In-Depth

How to Use the New Analytic Functions in SQL Server 2012

Learn how the new functions that perform calculations on ordered data sets in this excerpt from "Murach's SQL Server 2012 for Developers."

Excerpt from Murach's SQL Server 2012 for Developers by Bryan Syverson and Joel Murach; copyright 2012; published by Mike Murach & Associates, Inc. (www.murach.com); 794 pages, ISBN: 978-1-890774-69-1, $54.50. Used by permission of the publisher.

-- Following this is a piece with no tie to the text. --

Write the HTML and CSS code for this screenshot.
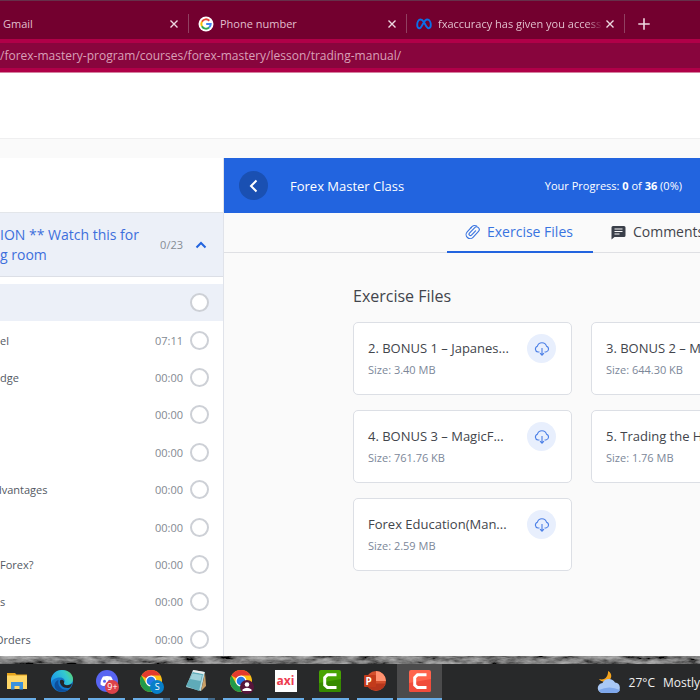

How to Use the Analytic Functions

In addition to the other new functions you’ve learned about in this chapter, SQL Server 2012 introduced the new analytic functions. These functions let you perform calculations on ordered sets of data. Figure 9-15 (at end of excerpt) illustrates how these functions work. Note that all of the examples in this figure use the SalesReps and SalesTotals tables that are summarized in this figure. These tables are related by the RepID column in each table.

The FIRST_VALUE and LAST_VALUE functions let you return the first and last values in an ordered set of values. The first example in this figure uses these functions to return the name of the sales rep with the highest and lowest sales for each year. To do that, the OVER clause is used to group the result set by year and sort the rows within each year by sales total in descending sequence. Then, the expression that’s specified for the functions causes the name for the first rep within each year to be returned.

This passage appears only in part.